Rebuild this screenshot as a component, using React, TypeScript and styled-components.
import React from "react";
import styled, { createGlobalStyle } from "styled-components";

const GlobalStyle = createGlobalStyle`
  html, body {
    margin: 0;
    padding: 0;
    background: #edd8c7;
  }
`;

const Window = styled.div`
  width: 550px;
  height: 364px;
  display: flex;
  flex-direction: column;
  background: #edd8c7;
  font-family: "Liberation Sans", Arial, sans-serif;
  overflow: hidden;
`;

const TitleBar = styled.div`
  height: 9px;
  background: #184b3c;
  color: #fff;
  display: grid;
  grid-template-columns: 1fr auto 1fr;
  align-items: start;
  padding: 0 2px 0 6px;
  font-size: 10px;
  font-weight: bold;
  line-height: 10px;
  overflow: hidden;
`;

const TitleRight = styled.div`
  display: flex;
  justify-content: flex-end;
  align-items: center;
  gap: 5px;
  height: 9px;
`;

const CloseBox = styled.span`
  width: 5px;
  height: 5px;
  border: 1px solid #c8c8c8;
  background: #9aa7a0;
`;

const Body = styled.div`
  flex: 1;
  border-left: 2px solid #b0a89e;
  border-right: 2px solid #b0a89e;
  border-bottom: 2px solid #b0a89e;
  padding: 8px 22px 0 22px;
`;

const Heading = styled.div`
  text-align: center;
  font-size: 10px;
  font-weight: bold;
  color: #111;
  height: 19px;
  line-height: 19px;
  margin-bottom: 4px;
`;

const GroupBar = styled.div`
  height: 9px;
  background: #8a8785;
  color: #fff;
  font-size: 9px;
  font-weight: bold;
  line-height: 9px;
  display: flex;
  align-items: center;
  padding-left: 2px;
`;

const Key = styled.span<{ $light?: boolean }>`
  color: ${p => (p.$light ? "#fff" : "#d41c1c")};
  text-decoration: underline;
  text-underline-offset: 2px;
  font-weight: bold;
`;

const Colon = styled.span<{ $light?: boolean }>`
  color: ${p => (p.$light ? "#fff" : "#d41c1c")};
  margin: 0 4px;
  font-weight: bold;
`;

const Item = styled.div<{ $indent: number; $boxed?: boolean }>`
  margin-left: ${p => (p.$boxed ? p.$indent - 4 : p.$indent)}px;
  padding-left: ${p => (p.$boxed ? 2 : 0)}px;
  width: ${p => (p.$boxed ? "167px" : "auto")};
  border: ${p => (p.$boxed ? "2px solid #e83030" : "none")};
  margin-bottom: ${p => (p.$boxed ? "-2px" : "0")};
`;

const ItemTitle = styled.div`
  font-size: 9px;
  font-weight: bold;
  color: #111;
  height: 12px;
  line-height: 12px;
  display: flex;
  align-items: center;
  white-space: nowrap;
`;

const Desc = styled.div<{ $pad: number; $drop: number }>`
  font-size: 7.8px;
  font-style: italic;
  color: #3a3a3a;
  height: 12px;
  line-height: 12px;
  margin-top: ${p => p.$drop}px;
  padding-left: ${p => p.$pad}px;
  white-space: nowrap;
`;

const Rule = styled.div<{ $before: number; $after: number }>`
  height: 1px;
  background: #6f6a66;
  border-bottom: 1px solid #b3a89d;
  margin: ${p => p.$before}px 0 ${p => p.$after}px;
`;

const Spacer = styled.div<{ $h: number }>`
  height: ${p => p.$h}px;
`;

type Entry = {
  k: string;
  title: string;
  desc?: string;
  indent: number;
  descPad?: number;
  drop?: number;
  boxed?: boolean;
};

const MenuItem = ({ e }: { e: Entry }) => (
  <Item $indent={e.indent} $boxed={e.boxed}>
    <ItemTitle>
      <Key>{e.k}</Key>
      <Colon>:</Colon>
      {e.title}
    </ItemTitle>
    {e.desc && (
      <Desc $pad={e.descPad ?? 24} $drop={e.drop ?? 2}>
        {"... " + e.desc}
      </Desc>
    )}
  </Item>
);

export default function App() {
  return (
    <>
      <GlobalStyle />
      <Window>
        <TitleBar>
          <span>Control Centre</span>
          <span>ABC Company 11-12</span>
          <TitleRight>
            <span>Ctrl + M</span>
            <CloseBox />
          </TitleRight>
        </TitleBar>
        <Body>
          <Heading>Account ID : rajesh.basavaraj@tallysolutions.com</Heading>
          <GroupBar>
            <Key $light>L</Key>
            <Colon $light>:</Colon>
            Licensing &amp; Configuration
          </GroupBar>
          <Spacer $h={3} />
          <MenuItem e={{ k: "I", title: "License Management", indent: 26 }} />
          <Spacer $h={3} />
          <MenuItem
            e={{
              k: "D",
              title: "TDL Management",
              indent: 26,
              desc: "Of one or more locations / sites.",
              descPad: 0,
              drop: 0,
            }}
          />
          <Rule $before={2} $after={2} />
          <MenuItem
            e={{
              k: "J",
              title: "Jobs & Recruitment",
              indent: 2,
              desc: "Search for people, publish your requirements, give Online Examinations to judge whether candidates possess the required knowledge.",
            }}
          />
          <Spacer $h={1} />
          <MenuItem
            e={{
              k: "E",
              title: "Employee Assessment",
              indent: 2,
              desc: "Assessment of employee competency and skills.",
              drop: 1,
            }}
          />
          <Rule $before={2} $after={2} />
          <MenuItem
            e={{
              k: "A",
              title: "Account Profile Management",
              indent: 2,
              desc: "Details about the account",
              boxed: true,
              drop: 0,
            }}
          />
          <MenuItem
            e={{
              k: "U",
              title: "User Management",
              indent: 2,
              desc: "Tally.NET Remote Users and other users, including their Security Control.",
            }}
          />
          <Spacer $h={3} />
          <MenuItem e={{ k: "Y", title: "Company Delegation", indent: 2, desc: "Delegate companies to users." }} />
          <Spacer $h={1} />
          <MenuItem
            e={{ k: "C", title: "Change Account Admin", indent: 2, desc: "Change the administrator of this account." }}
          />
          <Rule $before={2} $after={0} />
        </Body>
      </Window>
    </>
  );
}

--

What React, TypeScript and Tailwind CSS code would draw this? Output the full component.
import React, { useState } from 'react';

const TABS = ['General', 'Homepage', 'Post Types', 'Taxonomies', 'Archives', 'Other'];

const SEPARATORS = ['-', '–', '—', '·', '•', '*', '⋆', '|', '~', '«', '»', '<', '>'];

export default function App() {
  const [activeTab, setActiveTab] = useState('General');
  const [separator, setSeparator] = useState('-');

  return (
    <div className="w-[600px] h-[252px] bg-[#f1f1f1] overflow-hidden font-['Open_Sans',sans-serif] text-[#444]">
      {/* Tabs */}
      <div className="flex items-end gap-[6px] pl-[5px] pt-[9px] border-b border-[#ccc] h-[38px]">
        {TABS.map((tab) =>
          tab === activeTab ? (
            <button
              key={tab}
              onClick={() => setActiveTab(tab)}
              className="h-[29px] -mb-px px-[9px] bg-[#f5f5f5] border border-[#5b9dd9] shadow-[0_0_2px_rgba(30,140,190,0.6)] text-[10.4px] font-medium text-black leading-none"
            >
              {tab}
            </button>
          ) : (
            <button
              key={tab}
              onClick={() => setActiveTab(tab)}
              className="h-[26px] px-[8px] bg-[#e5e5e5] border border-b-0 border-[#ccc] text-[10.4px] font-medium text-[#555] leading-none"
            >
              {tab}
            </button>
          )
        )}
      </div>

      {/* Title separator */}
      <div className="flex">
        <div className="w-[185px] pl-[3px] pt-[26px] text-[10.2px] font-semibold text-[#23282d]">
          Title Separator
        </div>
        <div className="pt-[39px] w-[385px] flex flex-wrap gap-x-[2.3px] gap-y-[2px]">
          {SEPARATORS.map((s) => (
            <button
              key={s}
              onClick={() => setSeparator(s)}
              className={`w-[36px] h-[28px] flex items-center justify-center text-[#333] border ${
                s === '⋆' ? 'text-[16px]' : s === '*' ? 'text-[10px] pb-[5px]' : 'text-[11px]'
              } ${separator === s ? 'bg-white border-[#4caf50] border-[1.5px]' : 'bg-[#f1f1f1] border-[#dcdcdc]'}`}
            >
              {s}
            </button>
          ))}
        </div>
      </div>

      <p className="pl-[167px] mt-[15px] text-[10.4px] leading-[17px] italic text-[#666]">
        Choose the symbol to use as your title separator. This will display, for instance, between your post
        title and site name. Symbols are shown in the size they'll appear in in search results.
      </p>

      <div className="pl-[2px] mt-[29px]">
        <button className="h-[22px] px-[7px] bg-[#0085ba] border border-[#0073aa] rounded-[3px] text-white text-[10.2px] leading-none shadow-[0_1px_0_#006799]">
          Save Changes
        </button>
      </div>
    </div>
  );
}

- [STATED EXERCISE] Above are the entries. Quote exactly the lines from the one bearing "What React, TypeScript" through the one bearing "const [separator, setSeparator]".

- [ANSWER]
What React, TypeScript and Tailwind CSS code would draw this? Output the full component.
import React, { useState } from 'react';

const TABS = ['General', 'Homepage', 'Post Types', 'Taxonomies', 'Archives', 'Other'];

const SEPARATORS = ['-', '–', '—', '·', '•', '*', '⋆', '|', '~', '«', '»', '<', '>'];

export default function App() {
  const [activeTab, setActiveTab] = useState('General');
  const [separator, setSeparator] = useState('-');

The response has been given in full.